Students keep accountability through correction, transparency

OUR VIEW: Instead of being frustrated at journalists for exposing controversial issues on campus, students should feel angry that organizations aren’t transparent enough to communicate situations that occur and aren’t met with active correction or reprimand.

Transparency reduces corruption and as a student body, we hold each other accountable for the actions they make. When students enroll, we sign the Midwestern Student Honor Code and assert that we will behave in an appropriate manner or face the consequences of a deviation from it.

Organizations can fall into dangerous traps of self-service and self-preservation without students actively checking on the ethics and morality of administration. Journalism survives off the discussions of readers on these topics when looking at different events, situations and conflicts.

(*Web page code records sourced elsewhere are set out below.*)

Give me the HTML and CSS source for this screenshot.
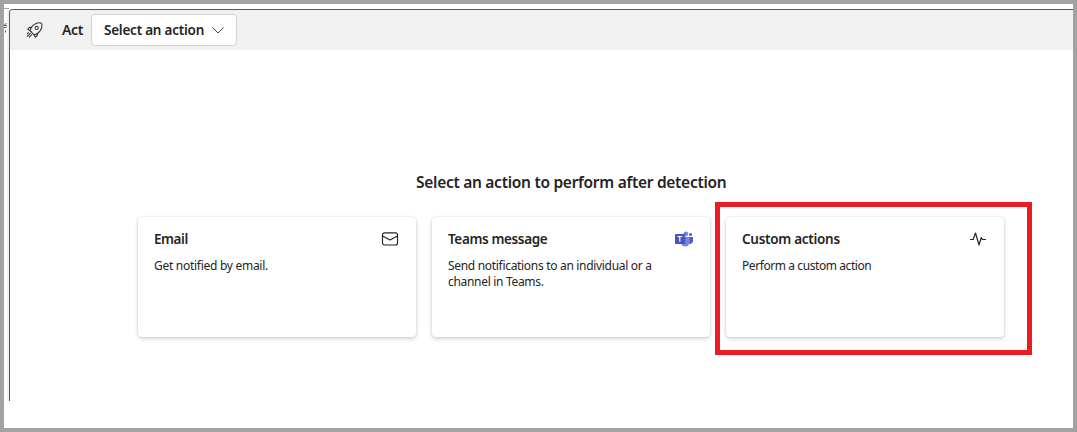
FILE: index.html
```html
<!DOCTYPE html>
<html lang="en">
<head>
<meta charset="utf-8">
<title>Act</title>
<link rel="stylesheet" href="styles.css">
</head>
<body>
<div class="window">
  <div class="gutter">
    <svg width="3" height="12" viewBox="0 0 3 12" fill="none" stroke="#555" stroke-width="1"><path d="M0 3.5 2.5 1M0 3.5h3M0 5.5h2.5M1.5 8.5v2"/></svg>
  </div>
  <main class="panel">
    <header class="toolbar">
      <svg class="rocket" width="17" height="17" viewBox="0 0 17 17" fill="none" stroke="#303030" stroke-width="1.05" stroke-linecap="round" stroke-linejoin="round">
        <path d="M5.2 9.9 3.9 8.6c1-3.2 3-6 6.2-7.200 1.6-.7 3.400-.8 4.500-.5.7.200 1 .5 1.200 1.200.3 1.200.1 3-.5 4.600-1.200 3-4 5.200-7.200 6.200L6.800 11.500"/>
        <path d="M5.100 5.500 3.700 5.200 1.700 7.400 3.900 8.600M11 11.500l.4 1.600-2 2.200-1.300-2.400M5.200 9.900l1.600 1.600M4.200 11.300 1.200 14.300M2.600 10.500 1.400 11.700M5.700 12.700 3.300 15.200"/>
        <circle cx="10.700" cy="5.900" r="1.600"/>
      </svg>
      <span class="act">Act</span>
      <button class="select"><span>Select an action</span>
        <svg width="12" height="7" viewBox="0 0 12 7" fill="none" stroke="#444" stroke-width="1" stroke-linecap="round" stroke-linejoin="round"><path d="M.7.7 6 6 11.300.7"/></svg>
      </button>
    </header>
    <section class="content">
      <h1 class="heading">Select an action to perform after detection</h1>
      <div class="cards">
        <article class="card">
          <div class="card-head"><h2 class="title title-email">Email</h2>
            <svg width="18" height="14" viewBox="0 0 18 14" fill="none" stroke="#242424" stroke-width="1.150" stroke-linejoin="round"><rect x="1.500" y=".8" width="15" height="12.200" rx="2"/><path d="M1.500 4 9 8 16.500 4"/></svg>
          </div>
          <p class="text text-email">Get notified by email.</p>
        </article>
        <article class="card">
          <div class="card-head"><h2 class="title title-teams">Teams message</h2>
            <svg width="18" height="16" viewBox="0 0 18 16">
              <circle cx="15.500" cy="3.500" r="1.500" fill="#5059c9"/>
              <path d="M12 6h5.500c.3 0 .5.200.5.500V10a3 3 0 0 1-5.500 1.600Z" fill="#5059c9"/>
              <circle cx="11" cy="2.700" r="2.300" fill="#7b83eb"/>
              <path d="M6 6h8c.4 0 .7.300.7.700v4.300a4.500 4.500 0 0 1-9 0Z" fill="#7b83eb"/>
              <path d="M8.700 2.600h1.800v10.200H6.200L5.700 6Z" fill="#464eb8" opacity=".65"/>
              <rect y="3" width="9.500" height="10" rx=".8" fill="#4b53bc"/>
              <path d="M2.400 5.500h4.800M4.800 5.500v5.200" stroke="#fff" stroke-width="1.200"/>
            </svg>
          </div>
          <p class="text text-teams">Send notifications to an individual or a<br>channel in Teams.</p>
        </article>
        <article class="card">
          <div class="card-head"><h2 class="title title-custom">Custom actions</h2>
            <svg width="18" height="16" viewBox="0 0 18 16" fill="none" stroke="#242424" stroke-width="1.200" stroke-linecap="round" stroke-linejoin="round"><path d="M1.500 8.500h2.600L6.500 2 10 14l2.300-7.500 1.200 2h3"/></svg>
          </div>
          <p class="text text-custom">Perform a custom action</p>
          <div class="highlight"></div>
        </article>
      </div>
    </section>
  </main>
</div>
</body>
</html>
```
FILE: styles.css
```css
* { box-sizing: border-box; }
body { margin: 0; font-family: "Noto Sans", sans-serif; color: #242424; background: #fff; }
svg { display: block; flex: none; }
.window { display: flex; height: 432px; border: 4px solid #a3a3a3; padding-top: 5px; }
.gutter { width: 5px; margin-top: -1px; padding-top: 13px; height: 393px; border-top: 1px solid #97aaa1; background: linear-gradient(to right, #fff 3px, #edf4f1 3px); }
.panel { flex: 1; height: 392px; border: solid #416052; border-width: 1px 0 0 1px; border-top-left-radius: 4px; overflow: hidden; }
.toolbar { display: flex; align-items: center; height: 40px; background: #f1f1f1; padding-left: 16px; }
.act { width: 29px; margin-left: 19px; padding-bottom: 1px; font-size: 14px; font-weight: 600; letter-spacing: -.4px; }
.select { display: flex; align-items: center; justify-content: space-between; width: 146px; height: 32px; padding: 0 12px; border: 1px solid #d1d1d1; border-radius: 4px; background: #fff; color: #242424; font: 600 13.5px "Noto Sans", sans-serif; letter-spacing: -.23px; white-space: nowrap; }
.content { padding-top: 121px; }
.heading { margin: 0 0 0 406px; font-size: 15.5px; line-height: 22px; font-weight: 600; letter-spacing: -.28px; white-space: nowrap; }
.cards { display: flex; gap: 16px; margin: 24px 0 0 128px; }
.card { position: relative; width: 278px; height: 120px; padding: 12px 17px 12px 16px; border-radius: 4px; background: #fff; box-shadow: 0 0 2px rgba(0,0,0,.16), 0 2px 4px rgba(0,0,0,.16); }
.card-head { display: flex; align-items: center; justify-content: space-between; height: 20px; }
.title { margin: 0; font-size: 13.5px; line-height: 20px; font-weight: 600; white-space: nowrap; }
.title-email { letter-spacing: -.45px; }
.title-teams { letter-spacing: -.37px; }
.title-custom { letter-spacing: -.28px; }
.text { margin: 9px 0 0; font-size: 12px; line-height: 16px; white-space: nowrap; }
.text-email { letter-spacing: -.28px; }
.text-teams { letter-spacing: -.31px; }
.text-custom { letter-spacing: -.42px; }
.highlight { position: absolute; left: -11px; top: -15px; width: 317px; height: 153px; border: 5px solid #eb1c24; }
```
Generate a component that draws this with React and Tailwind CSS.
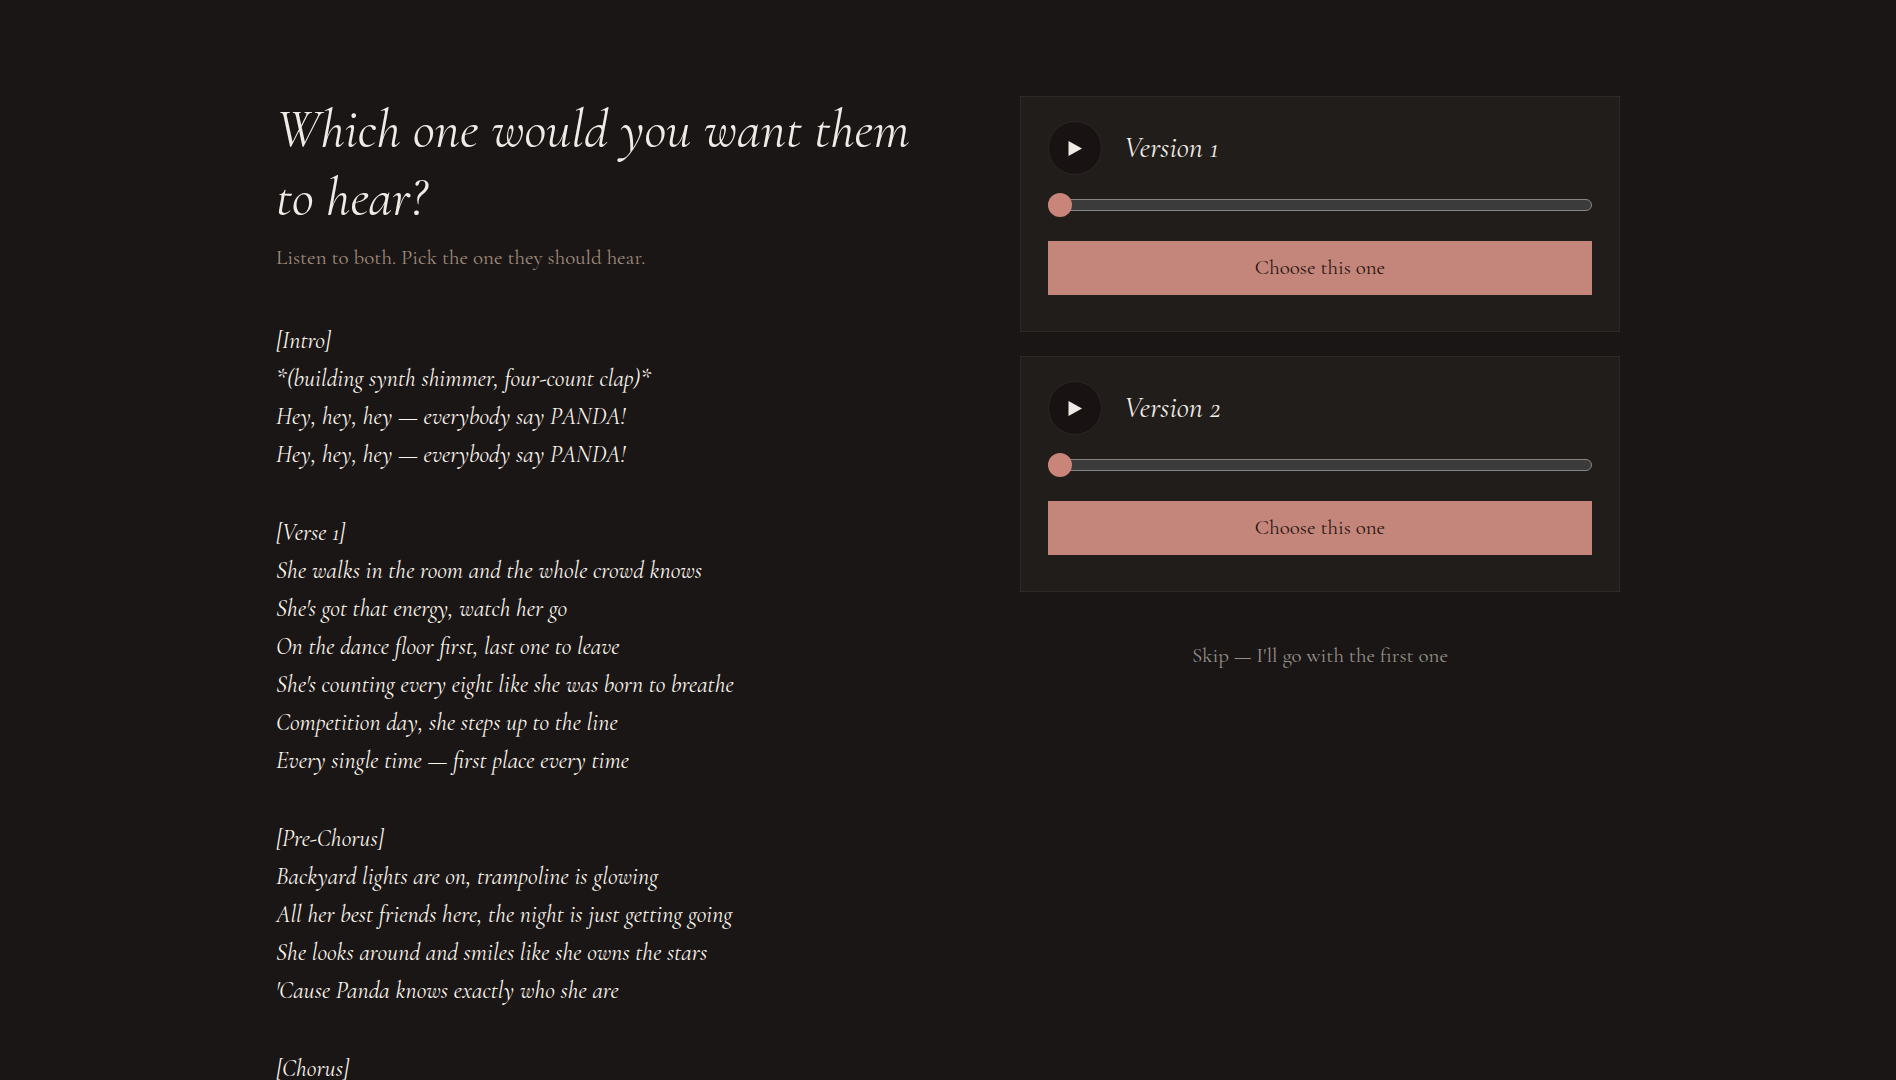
import React, { useState } from "react";

const lyrics = [
  [
    "[Intro]",
    "*(building synth shimmer, four-count clap)*",
    "Hey, hey, hey — everybody say PANDA!",
    "Hey, hey, hey — everybody say PANDA!",
  ],
  [
    "[Verse 1]",
    "She walks in the room and the whole crowd knows",
    "She's got that energy, watch her go",
    "On the dance floor first, last one to leave",
    "She's counting every eight like she was born to breathe",
    "Competition day, she steps up to the line",
    "Every single time — first place every time",
  ],
  [
    "[Pre-Chorus]",
    "Backyard lights are on, trampoline is glowing",
    "All her best friends here, the night is just getting going",
    "She looks around and smiles like she owns the stars",
    "'Cause Panda knows exactly who she are",
  ],
  ["[Chorus]"],
];

const versions = [
  { id: 1, title: "Version 1" },
  { id: 2, title: "Version 2" },
];

const App = () => {
  return (
    <main className="min-h-screen bg-[#1a1615] px-6 pt-24 font-['Cormorant_Garamond','Liberation_Serif',serif] text-[#f0ebe6]">
      <div className="mx-auto grid max-w-[1344px] items-start gap-12 lg:grid-cols-[27fr_25fr] lg:gap-24">
        {/* Title and lyrics */}
        <section>
          <h1 className="text-[54px] italic leading-[68px]">Which one would you want them to hear?</h1>
          <p className="mt-3 text-[21px] leading-7 text-[#a08c7d]">
            Listen to both. Pick the one they should hear.
          </p>
          <div className="mt-[50px] flex flex-col gap-10 text-2xl italic leading-[38px] text-[#faf5ee]">
            {lyrics.map((stanza, i) => (
              <div key={i}>
                {stanza.map((line, j) => (
                  <p key={j}>{line}</p>
                ))}
              </div>
            ))}
          </div>
        </section>

        {/* Versions to pick from */}
        <section className="flex flex-col gap-6">
          {versions.map((version) => (
            <VersionCard key={version.id} id={version.id} title={version.title} />
          ))}
          <button type="button" className="mt-6 self-center text-[21px] leading-8 text-[#96908a]">
            Skip — I'll go with the first one
          </button>
        </section>
      </div>
    </main>
  );
};

// Player card with a seek bar and a choose button
const VersionCard = ({ id, title }) => {
  const [position, setPosition] = useState(0);

  return (
    <article className="border border-[#2d2926] bg-[#211d1a] px-[27px] pt-6 pb-9">
      <div className="flex items-center gap-[22px]">
        <button
          type="button"
          aria-label={`Play ${title}`}
          className="flex size-[54px] items-center justify-center rounded-full border border-[#2a2624] bg-[#181312]"
        >
          <svg viewBox="0 0 14 15" className="h-[15px] w-3.5 fill-[#f0ebe6]">
            <path d="M0.5 0 L14 7.5 L0.5 15 Z" />
          </svg>
        </button>
        <label htmlFor={`seek-${id}`} className="text-3xl italic">
          {title}
        </label>
      </div>
      <input
        id={`seek-${id}`}
        type="range"
        min="0"
        max="100"
        value={position}
        onChange={(e) => setPosition(Number(e.target.value))}
        className="mt-[18px] block h-6 w-full cursor-pointer appearance-none bg-transparent [&::-webkit-slider-runnable-track]:h-3 [&::-webkit-slider-runnable-track]:rounded-full [&::-webkit-slider-runnable-track]:border [&::-webkit-slider-runnable-track]:border-[#858585] [&::-webkit-slider-runnable-track]:bg-[#3b3b3b] [&::-webkit-slider-thumb]:-mt-[7px] [&::-webkit-slider-thumb]:-ml-px [&::-webkit-slider-thumb]:size-6 [&::-webkit-slider-thumb]:appearance-none [&::-webkit-slider-thumb]:rounded-full [&::-webkit-slider-thumb]:bg-[#c9857a]"
      />
      <button type="button" className="mt-6 h-[54px] w-full bg-[#c4867a] text-[21px] text-[#2b1512]">
        Choose this one
      </button>
    </article>
  );
};

export default App;
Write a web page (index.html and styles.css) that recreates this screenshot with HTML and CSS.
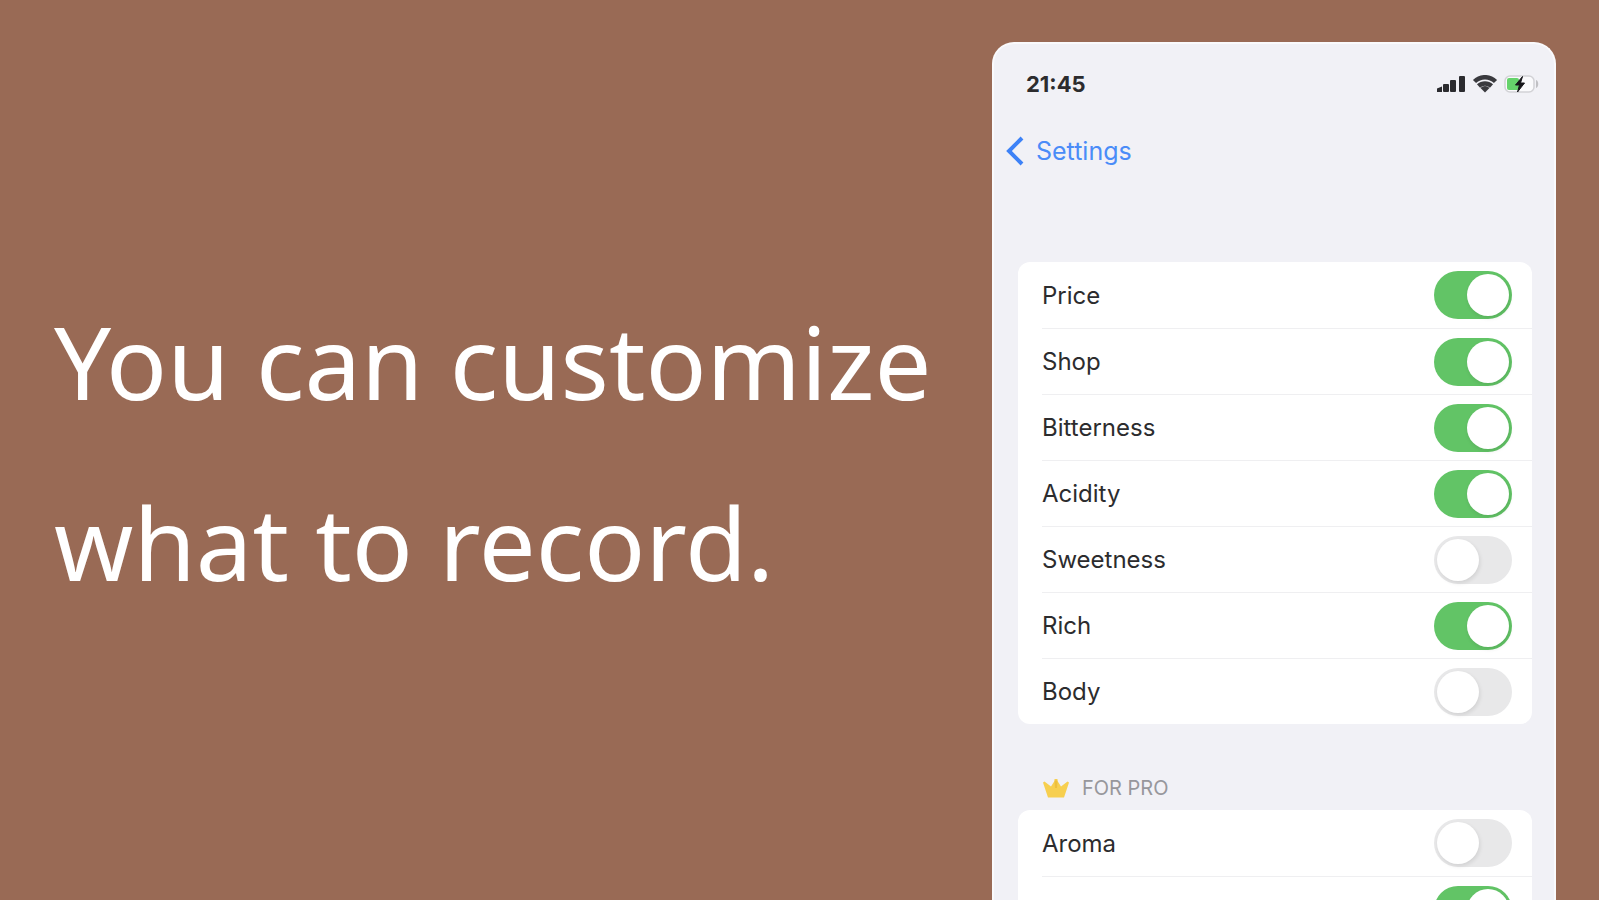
FILE: index.html
```html
<!DOCTYPE html>
<html lang="en">
<head>
  <meta charset="UTF-8">
  <meta name="viewport" content="width=device-width, initial-scale=1.0">
  <title>Customize what to record</title>
  <link rel="stylesheet" href="styles.css">
</head>
<body>
  <main class="slide">
    <h1 class="headline">You can customize<br>what to record.</h1>

    <section class="phone">
      <!-- Status bar -->
      <div class="status-bar">
        <span class="clock">21:45</span>
        <div class="status-icons">
          <svg width="30" height="18" viewBox="0 0 30 18" fill="#2b2b2f">
            <path d="M1 17v-3.500l5-2V17z"/>
            <rect x="7" y="9" width="6" height="8" rx="1"/>
            <rect x="14" y="5" width="6" height="12" rx="1"/>
            <rect x="23" y="1" width="6" height="16" rx="1"/>
          </svg>
          <svg width="26" height="18" viewBox="0 0 26 18" fill="none" stroke="#3a3a3e" stroke-width="4.500">
            <path d="M2.500 6.500a15 15 0 0 1 21 0"/>
            <path d="M6.500 11a9.500 9.500 0 0 1 13 0"/>
            <path d="M13 17.500l-4.500-4.500a6 6 0 0 1 9 0z" fill="#3a3a3e" stroke="none"/>
          </svg>
          <svg width="36" height="18" viewBox="0 0 36 18">
            <rect x="1" y="1" width="29" height="16" rx="5" fill="#fafafc" stroke="#d2d2d6" stroke-width="1.500"/>
            <path d="M32 5c3 1 3 7 0 8z" fill="#c0c0c4"/>
            <rect x="3" y="3" width="12" height="12" rx="2" fill="#65d36b"/>
            <path d="M18.500 1.500l-7 8.500h4l-2 7 7-9h-4z" fill="#16161a" stroke="#16161a"/>
          </svg>
        </div>
      </div>

      <!-- Back link -->
      <nav class="nav-bar">
        <a class="back" href="#">
          <svg width="18" height="30" viewBox="0 0 18 30" fill="none" stroke="#3d82f7" stroke-width="4">
            <path d="M16 2L3 15l13 13"/>
          </svg>
          Settings
        </a>
      </nav>

      <div class="card">
        <label class="row"><span>Price</span><input type="checkbox" class="switch" checked></label>
        <label class="row"><span>Shop</span><input type="checkbox" class="switch" checked></label>
        <label class="row"><span>Bitterness</span><input type="checkbox" class="switch" checked></label>
        <label class="row"><span>Acidity</span><input type="checkbox" class="switch" checked></label>
        <label class="row"><span>Sweetness</span><input type="checkbox" class="switch"></label>
        <label class="row"><span>Rich</span><input type="checkbox" class="switch" checked></label>
        <label class="row"><span>Body</span><input type="checkbox" class="switch"></label>
      </div>

      <!-- Pro items -->
      <h2 class="group-title">
        <svg width="28" height="20" viewBox="0 0 28 20" fill="#f7cf4f">
          <path d="M6 19.500L1 4.500 2.500 3.500 9 8.500 12.500 3V1h3v2L19 8.500l6.500-5 1.500 1L22 19.500z"/>
          <path d="M12.500 2.500h3L15 10h-2z" fill="#eebf3c"/>
        </svg>
        FOR PRO
      </h2>
      <div class="card">
        <label class="row"><span>Aroma</span><input type="checkbox" class="switch"></label>
        <label class="row"><input type="checkbox" class="switch" aria-label="Pro item" checked></label>
      </div>
    </section>
  </main>
</body>
</html>
```

FILE: styles.css
```css
* {
    box-sizing: border-box;
}

body {
    margin: 0;
    background-color: #996a55;
    font-family: Inter, "Liberation Sans", sans-serif;
    color: #2c2c2e;
}

.slide {
    display: flex;
    justify-content: space-between;
    height: 100vh;
    padding: 42px 43px 0 54px;
    overflow: hidden;
}

/* Headline */
.headline {
    margin: 229px 0 0;
    font-family: "Noto Sans", sans-serif;
    font-size: 101px;
    font-weight: 400;
    line-height: 181px;
    color: #fff;
    white-space: nowrap;
}

/* Phone */
.phone {
    flex: none;
    align-self: flex-start;
    width: 38%;
    max-width: 564px;
    padding: 0 22px 0 24px;
    background-color: #f1f1f6;
    border: 2px solid #fafafc;
    border-bottom: none;
    border-radius: 22px 22px 0 0;
}

.status-bar {
    display: flex;
    justify-content: space-between;
    align-items: center;
    height: 80px;
    padding-left: 8px;
}

.clock {
    font-size: 22px;
    font-weight: 700;
}

.status-icons {
    display: flex;
    gap: 6px;
    margin-right: -8px;
}

.nav-bar {
    height: 138px;
    margin-left: -12px;
    padding-top: 12px;
}

.back {
    display: inline-flex;
    align-items: center;
    gap: 12px;
    font-size: 25px;
    line-height: 30px;
    color: #4a8cf8;
    text-decoration: none;
}

/* Settings list */
.card {
    background-color: #fff;
    border-radius: 12px;
}

.row {
    display: flex;
    align-items: center;
    height: 66px;
    margin-left: 24px;
    padding-right: 20px;
    font-size: 24px;
}

.row + .row {
    border-top: 1px solid #efeff1;
}

.switch {
    appearance: none;
    width: 78px;
    height: 48px;
    margin: 0 0 0 auto;
    padding: 3px;
    background-color: #e8e8e9;
    border-radius: 24px;
    cursor: pointer;
}

.switch::before {
    content: "";
    display: block;
    width: 42px;
    height: 42px;
    border-radius: 50%;
    background-color: #fff;
    box-shadow: 1px 2px 4px rgba(0, 0, 0, 0.1);
}

.switch:checked {
    background-color: #62c466;
}

.switch:checked::before {
    margin-left: auto;
}

.group-title {
    display: flex;
    align-items: center;
    gap: 12px;
    margin: 52px 0 10px 24px;
    font-size: 20px;
    font-weight: 400;
    line-height: 24px;
    color: #97979c;
}
```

While it may sting to realize controversial issues are happening on campus, and sometimes within organizations you may identify with, just because there are more discussions and documentation of these events doesn’t mean there are more issues. Instead, it shows that we are a campus of students dedicated to the safety and well-being of one another and won’t allow something unjust to be left tucked away.

As the semester winds down, we cannot lose our obligation to justice because we are tired or fatigued. We have to work to fix behaviors rather than cover them up so the negative associations with organizations or groups diminish, not because people are afraid to talk about it, but because the character and integrity of the students in those organization are unquestioned.